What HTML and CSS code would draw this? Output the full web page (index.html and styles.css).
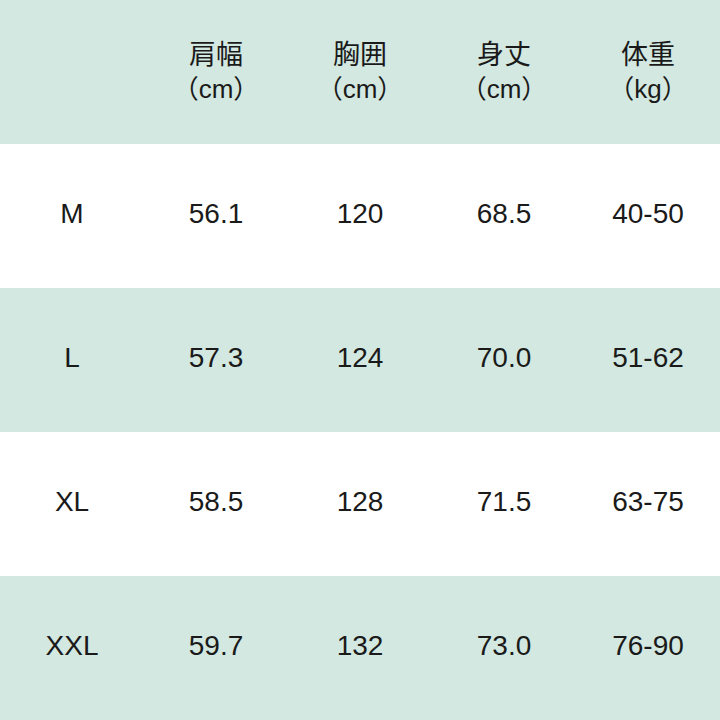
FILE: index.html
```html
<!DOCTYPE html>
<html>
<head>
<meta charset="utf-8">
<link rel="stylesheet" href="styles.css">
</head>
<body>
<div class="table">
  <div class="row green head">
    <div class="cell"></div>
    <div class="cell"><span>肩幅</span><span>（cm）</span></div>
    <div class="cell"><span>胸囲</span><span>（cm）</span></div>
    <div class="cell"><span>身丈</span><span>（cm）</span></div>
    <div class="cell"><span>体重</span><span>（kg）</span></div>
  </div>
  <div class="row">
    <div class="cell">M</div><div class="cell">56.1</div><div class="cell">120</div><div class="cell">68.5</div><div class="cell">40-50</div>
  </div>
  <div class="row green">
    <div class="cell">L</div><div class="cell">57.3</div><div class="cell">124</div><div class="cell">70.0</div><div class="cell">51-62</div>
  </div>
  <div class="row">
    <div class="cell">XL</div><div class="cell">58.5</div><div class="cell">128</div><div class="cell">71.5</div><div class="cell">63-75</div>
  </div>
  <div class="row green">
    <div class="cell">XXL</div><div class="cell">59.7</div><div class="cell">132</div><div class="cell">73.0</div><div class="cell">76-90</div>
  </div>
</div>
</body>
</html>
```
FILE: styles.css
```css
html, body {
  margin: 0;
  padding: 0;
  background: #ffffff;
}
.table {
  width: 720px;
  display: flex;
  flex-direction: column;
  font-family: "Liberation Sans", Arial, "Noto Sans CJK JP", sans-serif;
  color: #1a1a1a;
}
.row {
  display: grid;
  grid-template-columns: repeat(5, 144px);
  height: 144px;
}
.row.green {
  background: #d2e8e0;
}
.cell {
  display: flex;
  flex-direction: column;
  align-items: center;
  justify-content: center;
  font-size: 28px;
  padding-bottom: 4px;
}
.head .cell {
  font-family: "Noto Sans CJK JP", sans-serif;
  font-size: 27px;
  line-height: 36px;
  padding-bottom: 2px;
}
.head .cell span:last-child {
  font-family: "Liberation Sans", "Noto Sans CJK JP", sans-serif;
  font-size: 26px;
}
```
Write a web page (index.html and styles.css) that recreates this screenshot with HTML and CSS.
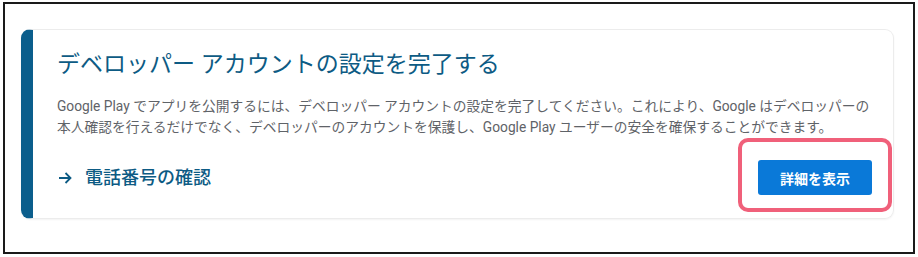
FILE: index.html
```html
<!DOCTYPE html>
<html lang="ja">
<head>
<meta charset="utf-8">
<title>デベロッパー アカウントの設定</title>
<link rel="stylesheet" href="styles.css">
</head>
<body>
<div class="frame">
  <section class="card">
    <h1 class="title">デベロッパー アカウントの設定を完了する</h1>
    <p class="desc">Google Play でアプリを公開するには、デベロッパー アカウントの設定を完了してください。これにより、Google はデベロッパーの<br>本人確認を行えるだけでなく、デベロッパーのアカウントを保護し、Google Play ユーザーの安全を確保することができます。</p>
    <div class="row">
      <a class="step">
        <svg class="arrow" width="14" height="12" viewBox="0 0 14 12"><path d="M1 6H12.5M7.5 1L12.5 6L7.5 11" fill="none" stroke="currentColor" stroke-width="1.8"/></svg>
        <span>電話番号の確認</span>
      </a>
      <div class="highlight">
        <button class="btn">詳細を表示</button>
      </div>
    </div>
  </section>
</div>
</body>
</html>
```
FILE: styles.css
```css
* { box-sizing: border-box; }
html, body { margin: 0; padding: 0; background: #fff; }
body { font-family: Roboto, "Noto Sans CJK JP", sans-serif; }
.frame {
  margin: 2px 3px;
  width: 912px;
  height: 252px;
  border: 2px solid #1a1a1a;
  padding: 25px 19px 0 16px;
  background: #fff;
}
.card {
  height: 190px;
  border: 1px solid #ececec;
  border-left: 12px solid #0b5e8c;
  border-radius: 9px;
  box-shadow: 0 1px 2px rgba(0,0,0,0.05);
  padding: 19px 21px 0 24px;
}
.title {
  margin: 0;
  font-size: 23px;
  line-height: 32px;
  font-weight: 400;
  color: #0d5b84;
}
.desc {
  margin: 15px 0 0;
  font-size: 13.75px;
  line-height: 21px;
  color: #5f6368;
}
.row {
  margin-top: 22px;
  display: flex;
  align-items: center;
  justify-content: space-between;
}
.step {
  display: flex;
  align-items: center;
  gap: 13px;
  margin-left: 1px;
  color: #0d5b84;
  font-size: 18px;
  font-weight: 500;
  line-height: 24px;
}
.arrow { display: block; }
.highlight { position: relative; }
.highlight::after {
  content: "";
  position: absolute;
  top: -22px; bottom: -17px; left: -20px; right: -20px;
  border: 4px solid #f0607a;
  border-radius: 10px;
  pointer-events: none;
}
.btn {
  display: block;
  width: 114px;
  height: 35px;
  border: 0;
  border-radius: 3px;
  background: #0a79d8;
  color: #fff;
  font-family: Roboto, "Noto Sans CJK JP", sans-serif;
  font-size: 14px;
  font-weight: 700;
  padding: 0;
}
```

========================================

* _Required work_
Pictures in the data above should not be copied; transcribe everything else exactly.

* _Task answer_
What HTML and CSS code would draw this? Output the full web page (index.html and styles.css).
FILE: index.html
```html
<!DOCTYPE html>
<html>
<head>
<meta charset="utf-8">
<link rel="stylesheet" href="styles.css">
</head>
<body>
<div class="table">
  <div class="row green head">
    <div class="cell"></div>
    <div class="cell"><span>肩幅</span><span>（cm）</span></div>
    <div class="cell"><span>胸囲</span><span>（cm）</span></div>
    <div class="cell"><span>身丈</span><span>（cm）</span></div>
    <div class="cell"><span>体重</span><span>（kg）</span></div>
  </div>
  <div class="row">
    <div class="cell">M</div><div class="cell">56.1</div><div class="cell">120</div><div class="cell">68.5</div><div class="cell">40-50</div>
  </div>
  <div class="row green">
    <div class="cell">L</div><div class="cell">57.3</div><div class="cell">124</div><div class="cell">70.0</div><div class="cell">51-62</div>
  </div>
  <div class="row">
    <div class="cell">XL</div><div class="cell">58.5</div><div class="cell">128</div><div class="cell">71.5</div><div class="cell">63-75</div>
  </div>
  <div class="row green">
    <div class="cell">XXL</div><div class="cell">59.7</div><div class="cell">132</div><div class="cell">73.0</div><div class="cell">76-90</div>
  </div>
</div>
</body>
</html>
```
FILE: styles.css
```css
html, body {
  margin: 0;
  padding: 0;
  background: #ffffff;
}
.table {
  width: 720px;
  display: flex;
  flex-direction: column;
  font-family: "Liberation Sans", Arial, "Noto Sans CJK JP", sans-serif;
  color: #1a1a1a;
}
.row {
  display: grid;
  grid-template-columns: repeat(5, 144px);
  height: 144px;
}
.row.green {
  background: #d2e8e0;
}
.cell {
  display: flex;
  flex-direction: column;
  align-items: center;
  justify-content: center;
  font-size: 28px;
  padding-bottom: 4px;
}
.head .cell {
  font-family: "Noto Sans CJK JP", sans-serif;
  font-size: 27px;
  line-height: 36px;
  padding-bottom: 2px;
}
.head .cell span:last-child {
  font-family: "Liberation Sans", "Noto Sans CJK JP", sans-serif;
  font-size: 26px;
}
```
Write a web page (index.html and styles.css) that recreates this screenshot with HTML and CSS.
FILE: index.html
```html
<!DOCTYPE html>
<html lang="ja">
<head>
<meta charset="utf-8">
<title>デベロッパー アカウントの設定</title>
<link rel="stylesheet" href="styles.css">
</head>
<body>
<div class="frame">
  <section class="card">
    <h1 class="title">デベロッパー アカウントの設定を完了する</h1>
    <p class="desc">Google Play でアプリを公開するには、デベロッパー アカウントの設定を完了してください。これにより、Google はデベロッパーの<br>本人確認を行えるだけでなく、デベロッパーのアカウントを保護し、Google Play ユーザーの安全を確保することができます。</p>
    <div class="row">
      <a class="step">
        <svg class="arrow" width="14" height="12" viewBox="0 0 14 12"><path d="M1 6H12.5M7.5 1L12.5 6L7.5 11" fill="none" stroke="currentColor" stroke-width="1.8"/></svg>
        <span>電話番号の確認</span>
      </a>
      <div class="highlight">
        <button class="btn">詳細を表示</button>
      </div>
    </div>
  </section>
</div>
</body>
</html>
```
FILE: styles.css
```css
* { box-sizing: border-box; }
html, body { margin: 0; padding: 0; background: #fff; }
body { font-family: Roboto, "Noto Sans CJK JP", sans-serif; }
.frame {
  margin: 2px 3px;
  width: 912px;
  height: 252px;
  border: 2px solid #1a1a1a;
  padding: 25px 19px 0 16px;
  background: #fff;
}
.card {
  height: 190px;
  border: 1px solid #ececec;
  border-left: 12px solid #0b5e8c;
  border-radius: 9px;
  box-shadow: 0 1px 2px rgba(0,0,0,0.05);
  padding: 19px 21px 0 24px;
}
.title {
  margin: 0;
  font-size: 23px;
  line-height: 32px;
  font-weight: 400;
  color: #0d5b84;
}
.desc {
  margin: 15px 0 0;
  font-size: 13.75px;
  line-height: 21px;
  color: #5f6368;
}
.row {
  margin-top: 22px;
  display: flex;
  align-items: center;
  justify-content: space-between;
}
.step {
  display: flex;
  align-items: center;
  gap: 13px;
  margin-left: 1px;
  color: #0d5b84;
  font-size: 18px;
  font-weight: 500;
  line-height: 24px;
}
.arrow { display: block; }
.highlight { position: relative; }
.highlight::after {
  content: "";
  position: absolute;
  top: -22px; bottom: -17px; left: -20px; right: -20px;
  border: 4px solid #f0607a;
  border-radius: 10px;
  pointer-events: none;
}
.btn {
  display: block;
  width: 114px;
  height: 35px;
  border: 0;
  border-radius: 3px;
  background: #0a79d8;
  color: #fff;
  font-family: Roboto, "Noto Sans CJK JP", sans-serif;
  font-size: 14px;
  font-weight: 700;
  padding: 0;
}
```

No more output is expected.